:: PROVIDED DATA ::

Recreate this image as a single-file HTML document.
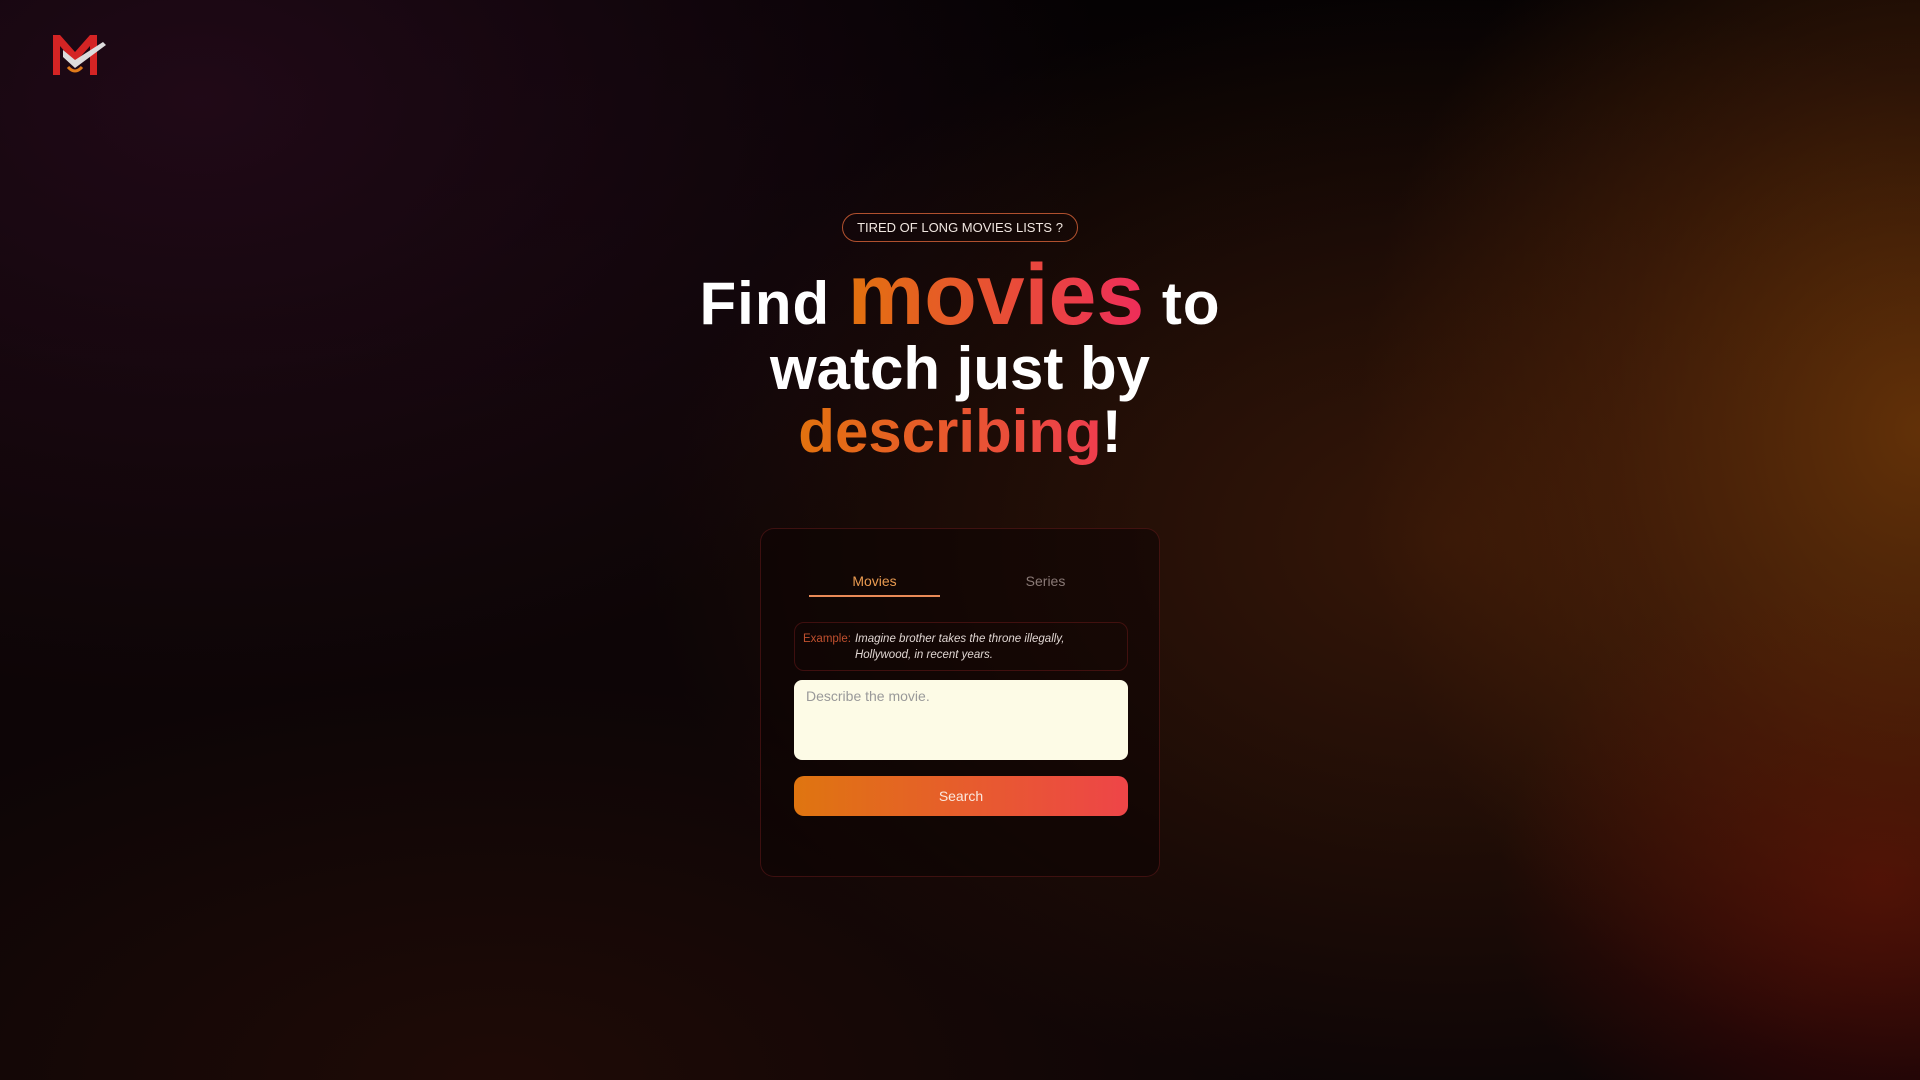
* * *
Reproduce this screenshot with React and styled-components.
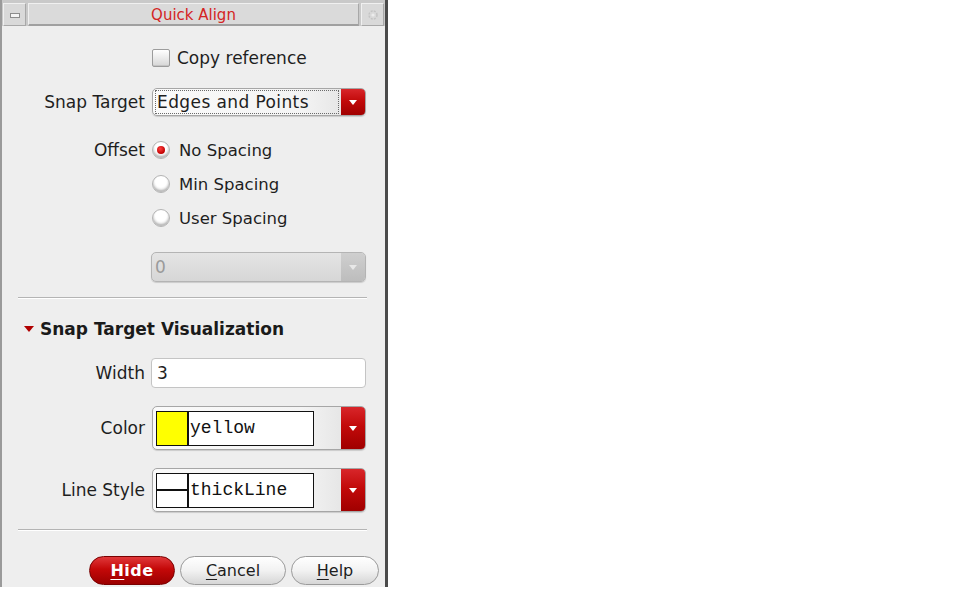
---
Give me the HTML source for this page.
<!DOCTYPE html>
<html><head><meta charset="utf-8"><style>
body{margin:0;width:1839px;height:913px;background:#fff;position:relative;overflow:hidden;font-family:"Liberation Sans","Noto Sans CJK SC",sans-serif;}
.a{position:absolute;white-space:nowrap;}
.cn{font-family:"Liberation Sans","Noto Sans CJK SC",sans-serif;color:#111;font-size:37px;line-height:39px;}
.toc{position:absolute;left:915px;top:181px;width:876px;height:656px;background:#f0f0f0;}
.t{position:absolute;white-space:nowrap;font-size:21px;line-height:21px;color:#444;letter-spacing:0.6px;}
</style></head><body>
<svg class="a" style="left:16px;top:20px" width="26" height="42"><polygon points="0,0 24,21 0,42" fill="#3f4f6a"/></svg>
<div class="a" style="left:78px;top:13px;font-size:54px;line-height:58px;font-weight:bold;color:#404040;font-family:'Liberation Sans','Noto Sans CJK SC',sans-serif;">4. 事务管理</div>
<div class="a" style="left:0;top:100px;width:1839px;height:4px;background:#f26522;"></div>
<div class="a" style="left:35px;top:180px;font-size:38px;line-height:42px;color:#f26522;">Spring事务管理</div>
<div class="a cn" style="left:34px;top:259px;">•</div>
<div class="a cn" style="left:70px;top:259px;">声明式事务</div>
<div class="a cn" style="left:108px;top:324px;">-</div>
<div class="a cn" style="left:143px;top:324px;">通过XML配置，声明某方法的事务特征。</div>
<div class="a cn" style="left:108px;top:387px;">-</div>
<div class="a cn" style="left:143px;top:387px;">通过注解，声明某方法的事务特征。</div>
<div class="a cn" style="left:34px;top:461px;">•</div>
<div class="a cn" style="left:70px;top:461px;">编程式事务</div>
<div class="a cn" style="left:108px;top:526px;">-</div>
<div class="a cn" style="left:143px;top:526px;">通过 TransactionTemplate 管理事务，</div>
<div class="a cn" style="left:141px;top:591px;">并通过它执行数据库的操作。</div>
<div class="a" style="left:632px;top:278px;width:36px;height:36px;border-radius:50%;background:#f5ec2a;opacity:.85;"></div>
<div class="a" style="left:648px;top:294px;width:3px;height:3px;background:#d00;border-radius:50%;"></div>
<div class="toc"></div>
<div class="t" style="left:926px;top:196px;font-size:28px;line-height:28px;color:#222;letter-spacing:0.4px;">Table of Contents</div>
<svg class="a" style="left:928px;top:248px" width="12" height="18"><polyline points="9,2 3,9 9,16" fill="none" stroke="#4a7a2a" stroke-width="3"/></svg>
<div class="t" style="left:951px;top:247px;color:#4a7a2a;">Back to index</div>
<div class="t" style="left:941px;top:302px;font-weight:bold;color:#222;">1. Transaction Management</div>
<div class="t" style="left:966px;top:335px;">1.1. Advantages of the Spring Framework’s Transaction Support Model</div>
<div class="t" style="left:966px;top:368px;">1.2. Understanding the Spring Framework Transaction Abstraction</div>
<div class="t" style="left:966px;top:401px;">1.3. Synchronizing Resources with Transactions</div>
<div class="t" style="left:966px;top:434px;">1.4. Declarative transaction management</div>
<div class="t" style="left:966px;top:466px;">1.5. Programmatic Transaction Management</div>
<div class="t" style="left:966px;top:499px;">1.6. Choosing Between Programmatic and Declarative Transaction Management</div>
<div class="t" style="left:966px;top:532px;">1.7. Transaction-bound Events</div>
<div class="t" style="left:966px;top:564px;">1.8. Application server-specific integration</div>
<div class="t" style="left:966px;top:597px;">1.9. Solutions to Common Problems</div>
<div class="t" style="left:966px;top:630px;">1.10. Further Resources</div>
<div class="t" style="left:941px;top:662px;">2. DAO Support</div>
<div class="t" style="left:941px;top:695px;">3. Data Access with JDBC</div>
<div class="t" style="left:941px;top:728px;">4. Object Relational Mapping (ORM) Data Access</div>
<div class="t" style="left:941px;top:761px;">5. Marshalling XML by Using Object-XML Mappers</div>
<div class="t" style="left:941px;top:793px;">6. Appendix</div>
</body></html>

:: AIM ::
Pick each line holding the word "with" out of the data and copy it.

:: REPLY ::
Reproduce this screenshot with React and styled-components.
<div class="t" style="left:966px;top:401px;">1.3. Synchronizing Resources with Transactions</div>
<div class="t" style="left:941px;top:695px;">3. Data Access with JDBC</div>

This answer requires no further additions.